Fot. Katarzyna Widmańska
To była sytuacja, w której człowiek wznosi ręce ku Bogu – obojętnie, czy w niego wierzy, czy nie – i stukrotnie dziękuje, że jest jej tylko obserwatorem, a nie uczestnikiem
Sprawa wydarzyła się na imprezie promocyjnej ekskluzywnych kosmetyków do włosów. Kosmetyki ekskluzywne, więc i towarzystwo na odpowiednim poziomie ekskluzywnego snobizmu. Piękne dziewczyny skąpo odziane i zbudowani mężczyźni z wypełnionymi portfelami. Ja znalazłem wygodne miejsce w rogu sali i otuliłem dłońmi kubek kawy, czekając na strzał mocno parzonej kofeiny. Przede mną stoi dziewczę wybitnej urody. W jej kierunku udaje się szarmancki dżentelmen. Zagaduje z wystudiowanym luzem:
– A ty tu służbowo? Bo ja tak tylko wpadłem się pokazać. Wiesz, wykończony jestem po dzisiejszym tenisie. Po trzech meczach, pobiegałem jeszcze trochę i godzinkę basenu zaliczyłem. Ten przyszłoroczny triathlon zbliża się dużymi krokami – opalony piędziesięciolatek wyrzuca wiązki słów na pełnym wdechu, by jego brzuch jeszcze lepiej się prezentował. – A tu jeszcze boli rana na ręce. Pozostałość po spływie w dół Amazonki. To była wyprawa dla prawdziwych twardzieli – ciągnie dalej.
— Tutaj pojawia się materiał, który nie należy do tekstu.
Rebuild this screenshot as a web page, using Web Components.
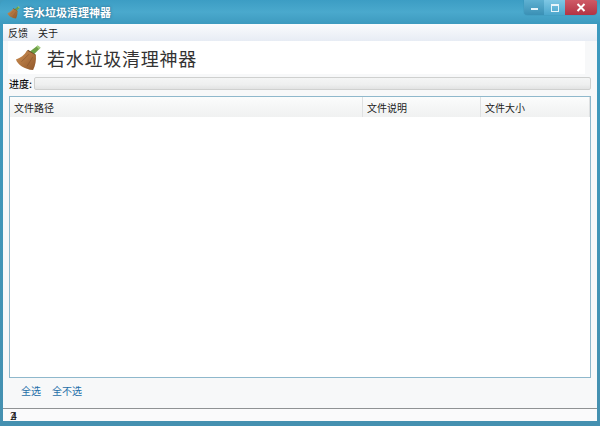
<!DOCTYPE html>
<html lang="zh">
<head>
<meta charset="UTF-8">
<title>若水垃圾清理神器</title>
<style>
  html, body { margin: 0; padding: 0; background: #3f9cc0; }
  body { font: 10px "Noto Sans CJK SC", "Liberation Sans", sans-serif; color: #222; }
</style>
</head>
<body>
<template id="broom">
  <svg viewBox="0 0 28 28" width="100%" height="100%" style="display:block">
    <defs>
      <linearGradient id="bristle" x1="0" y1="0" x2="1" y2="1">
        <stop offset="0" stop-color="#cf9155"/>
        <stop offset="1" stop-color="#8f5629"/>
      </linearGradient>
    </defs>
    <path d="M16 7 L24.500 .5 L27.500 3 L20.500 10 Z" fill="#6d9f45"/>
    <path d="M23 1.700 L24.500 .5 L27.500 3 L26 4.500 Z" fill="#a5cf80"/>
    <path d="M14 5 L22.500 10.500 L21.500 13 L12.500 7 Z" fill="#6b4522"/>
    <path d="M13 6 C10 11 6 14 1 15.500 C3 21 10 26 19.500 27 C22 22 23 16 22.500 11 Z" fill="url(#bristle)"/>
    <path d="M7 18 L15 10 M13 23 L19 13" stroke="#84502a" stroke-width=".6" fill="none"/>
  </svg>
</template>

<script>
  const broomMarkup = () => document.getElementById('broom').innerHTML;

  class AppWindow extends HTMLElement {
    constructor() {
      super();
      this.attachShadow({ mode: 'open' });
      this.shadowRoot.innerHTML = `
        <style>
          :host { display: flex; flex-direction: column; box-sizing: border-box; width: 600px; height: 426px;
            padding: 0 3px 5px; border-radius: 6px 6px 0 0; overflow: hidden;
            background: linear-gradient(#3c9dc4, #4aa9cd 12px, #3d9abf 24px, #4590b0 100%); }
          .client { flex: 1; min-height: 0; display: flex; flex-direction: column; background: #f7f8f9; }
        </style>
        <slot name="title"></slot>
        <div class="client"><slot></slot></div>
      `;
    }
  }
  customElements.define('app-window', AppWindow);

  class TitleBar extends HTMLElement {
    constructor() {
      super();
      this.attachShadow({ mode: 'open' });
      this.shadowRoot.innerHTML = `
        <style>
          :host { display: flex; align-items: flex-start; height: 24px; flex: none; }
          .icon { width: 13px; height: 13px; margin: 6px 3px 0 4px; flex: none; }
          .text { margin-top: 4px; font-size: 11px; line-height: 16px; font-weight: 700; color: #fff;
            text-shadow: 0 0 3px rgba(20,70,100,.7); flex: 1; }
          .btns { display: flex; height: 15px; border-radius: 0 0 4px 4px; overflow: hidden; box-shadow: 0 0 1px #26708f; }
          .btn { display: flex; align-items: center; justify-content: center; height: 15px; }
          .min { width: 20px; background: linear-gradient(#5fb1d2, #3a90b5); }
          .min i { display: block; width: 7px; height: 2px; margin-top: 2px; background: #e6f4fa; }
          .max { width: 21px; background: linear-gradient(#7ec7e4, #4ba6cc); }
          .max i { display: block; box-sizing: border-box; width: 8px; height: 8px; border: 1px solid #e6f4fa; border-top-width: 2px; }
          .close { width: 32px; background: linear-gradient(#cf5a66, #b23444); }
        </style>
        <div class="icon">${broomMarkup()}</div>
        <div class="text"><slot></slot></div>
        <div class="btns">
          <div class="btn min"><i></i></div>
          <div class="btn max"><i></i></div>
          <div class="btn close">
            <svg width="10" height="9" viewBox="0 0 10 9"><path d="M1.500 1 L8.500 8 M8.500 1 L1.500 8" stroke="#fff" stroke-width="2" fill="none"/></svg>
          </div>
        </div>
      `;
    }
  }
  customElements.define('title-bar', TitleBar);

  class MenuBar extends HTMLElement {
    constructor() {
      super();
      this.attachShadow({ mode: 'open' });
      this.shadowRoot.innerHTML = `
        <style>
          :host { display: flex; gap: 10px; flex: none; height: 17px; padding-left: 5px; align-items: center;
            font-size: 10px; color: #222; background: linear-gradient(#fafbfd, #e7ecf4); }
        </style>
        <slot></slot>
      `;
    }
  }
  customElements.define('menu-bar', MenuBar);

  class AppBanner extends HTMLElement {
    constructor() {
      super();
      this.attachShadow({ mode: 'open' });
      this.shadowRoot.innerHTML = `
        <style>
          :host { display: flex; align-items: center; flex: none; height: 33px; margin: 0 12px 0 5px; background: #fff; }
          .icon { width: 26px; height: 26px; margin: 0 6px 0 7px; flex: none; }
          .text { font-size: 18px; line-height: 24px; color: #333; letter-spacing: .75px; }
        </style>
        <div class="icon">${broomMarkup()}</div>
        <div class="text"><slot></slot></div>
      `;
    }
  }
  customElements.define('app-banner', AppBanner);

  class ProgressRow extends HTMLElement {
    constructor() {
      super();
      this.attachShadow({ mode: 'open' });
      this.shadowRoot.innerHTML = `
        <style>
          :host { display: flex; align-items: center; flex: none; height: 13px; margin: 3px 6px 0 6px; font-size: 10px; font-weight: 500; color: #111; }
          span { width: 25px; flex: none; }
          .bar { flex: 1; height: 13px; box-sizing: border-box; border: 1px solid #cfd0cf; border-radius: 2px;
            background: linear-gradient(#f4f5f5, #eeefef 60%, #e2e3e3); }
        </style>
        <span><slot></slot></span>
        <div class="bar"></div>
      `;
    }
  }
  customElements.define('progress-row', ProgressRow);

  class FileTable extends HTMLElement {
    constructor() {
      super();
      this.attachShadow({ mode: 'open' });
      this.shadowRoot.innerHTML = `
        <style>
          :host { display: flex; flex-direction: column; flex: 1; min-height: 0; margin: 6px 6px 0 6px;
            border: 1px solid #8fb8cc; background: #fff; }
          .head { display: grid; grid-template-columns: 353px 118px 1fr; height: 20px; flex: none;
            background: linear-gradient(#fbfcfc, #f0f1f1); font-size: 10px; color: #222; }
          ::slotted(span) { display: flex; align-items: center; padding-left: 4px; border-right: 1px solid #dfe1e2; }
        </style>
        <div class="head"><slot></slot></div>
      `;
    }
  }
  customElements.define('file-table', FileTable);

  class LinkRow extends HTMLElement {
    constructor() {
      super();
      this.attachShadow({ mode: 'open' });
      this.shadowRoot.innerHTML = `
        <style>
          :host { display: flex; gap: 11px; align-items: center; flex: none; box-sizing: border-box; height: 30px; padding: 0 0 6px 18px;
            font-size: 10px; color: #1f6fa8; }
        </style>
        <slot></slot>
      `;
    }
  }
  customElements.define('link-row', LinkRow);

  class StatusBar extends HTMLElement {
    constructor() {
      super();
      this.attachShadow({ mode: 'open' });
      this.shadowRoot.innerHTML = `
        <style>
          :host { display: flex; align-items: center; flex: none; box-sizing: border-box; height: 13px; padding-left: 7px;
            border-top: 1px solid #8f9294; background: #fafafb; font-size: 11px; line-height: 12px; color: #111; letter-spacing: -5px; }
          span { margin-left: 1px; }
        </style>
        <slot></slot>
      `;
    }
  }
  customElements.define('status-bar', StatusBar);
</script>

<app-window>
  <title-bar slot="title">若水垃圾清理神器</title-bar>
  <menu-bar><span>反馈</span><span>关于</span></menu-bar>
  <app-banner>若水垃圾清理神器</app-banner>
  <progress-row>进度:</progress-row>
  <file-table><span>文件路径</span><span>文件说明</span><span>文件大小</span></file-table>
  <link-row><span>全选</span><span>全不选</span></link-row>
  <status-bar>24</status-bar>
</app-window>
</body>
</html>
Oczy dziewczęcia robią się coraz większe z zachwytu.
– Ty to musisz mieć kondycje. Tu spływ, tu triathlon.
– Ach – rzuca niedbale. – Nie zastanawiam się nad tym na co dzień. Czasem, jak przyjdzie się w zimie kąpać w przerębli. Ale…
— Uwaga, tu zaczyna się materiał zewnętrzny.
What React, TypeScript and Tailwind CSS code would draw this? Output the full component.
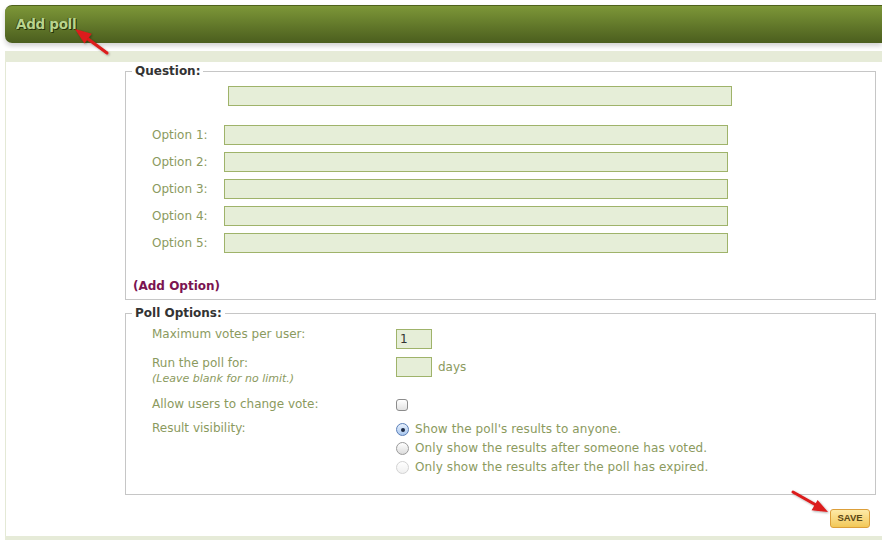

Czuję, że Superman dopiero się rozkręca. Zaraz i dziewczę, i ja, dowiemy się, że wszystkie jadowite węże świata przekazują sobie jego portret pamięciowy, by uniknąć pewnej śmierci.
– Też bym tak chciała – mówi piękność. – Zaczęłam biegać dwa tygodnie temu, ale tak samej w dużym mieście…
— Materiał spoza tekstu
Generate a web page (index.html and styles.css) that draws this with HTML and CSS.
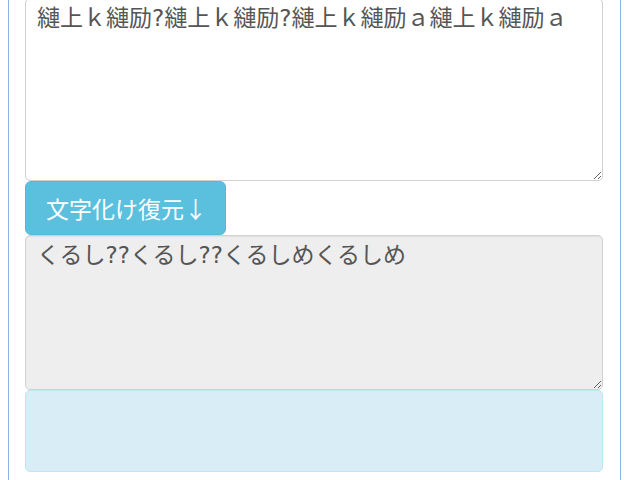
FILE: index.html
```html
<!DOCTYPE html>
<html lang="ja">
<head>
  <meta charset="UTF-8">
  <title>文字化け復元</title>
  <link rel="stylesheet" href="styles.css">
</head>
<body>

<div class="container">
  <textarea id="source" class="form-control src">縺上ｋ縺励?縺上ｋ縺励?縺上ｋ縺励ａ縺上ｋ縺励ａ</textarea>
  <button class="btn-info">文字化け復元↓</button>
  <textarea id="result" class="form-control out" readonly>くるし??くるし??くるしめくるしめ</textarea>
  <div class="alert-info"></div>
</div>

</body>
</html>
```

FILE: styles.css
```css
body {
  margin: -2px 7px 0 8px;
  font-family: "Noto Sans CJK JP", "Noto Sans", sans-serif;
  background: #fff;
}
.container {
  border-left: 1px solid #8ab4e8;
  border-right: 1px solid #8ab4e8;
  padding: 0 17px 0 16px;
  height: 490px;
}
.form-control {
  display: block;
  box-sizing: border-box;
  width: 100%;
  margin: 0;
  padding: 6px 11px;
  border: 1px solid #d2d2d2;
  border-radius: 5px;
  font-family: "DejaVu Sans", "Noto Sans CJK JP", sans-serif;
  font-size: 23px;
  line-height: 1.2;
  color: #555;
  background: #fff;
  box-shadow: inset 0 1px 1px rgba(0,0,0,0.06);
}
.src { height: 183px; }
.out {
  height: 155px;
  background: #eee;
}
.btn-info {
  display: block;
  box-sizing: border-box;
  width: 201px;
  height: 54px;
  padding: 0 0 0 20px;
  border: 1px solid #52bbdb;
  border-radius: 6px;
  background: #5bc0de;
  color: #fff;
  font-family: "Noto Sans CJK JP", sans-serif;
  font-size: 23px;
  white-space: nowrap;
  text-align: left;
  cursor: pointer;
}
.alert-info {
  box-sizing: border-box;
  height: 82px;
  background: #d9edf7;
  border: 1px solid #bce8f1;
  border-radius: 5px;
}
```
– To może się kiedyś umówimy na Błoniach? Może też na rolki bo i tu radzę sobie całkiem nieźle.
W tym momencie na sali pojawia się czterdziestolatka ze skanerem w oczach. Przelatuje wzrokiem salę i namierza – niczym rakieta balistyczna – zamierzony obiekt. Następnie skanuje góra dół partnerkę rozmowy rzeczonego obiektu i w sekundę ustala strategię. Rusza do boju.
– Dobry wieczór. Widzę Zdzisław, że znalazłeś z Panią wiele wspólnych tematów. Pani pewnie ma podobne zainteresowania co mąż.
Biorę łyk kawy.
– Tak – ochoczo odpowiada dziewczę, nie wyczuwając podstępu. – Rzeczywiście. Szczególnie jeden temat jest nam obojgu bardzo bliski – naiwnie sądząc, że dane jej będzie pociągnąć biegowy wątek.
– Ach – odrzuca pukiel włosów tamta. – Niech zgadnę. Zapewne Zdzisław opowiadał Pani o ciągłych zaparciach, wzdęciach i gazach. No i o tym ogromnym hemoroidzie po prawej stronie odbytu? Pani też ma kłopoty z poranną toaletą?
Myślałem, że cała zawartość kawy w moich ustach wydobędzie się na zewnątrz, obryzgując wszystko wokół.
– Mariola, chodźmy już. Do widzenia Pani – rzucił na odchodne, po czym szepnął do żony. – Skarbie, dobrze że przyszłaś, bo ta kobieta namolna taka była.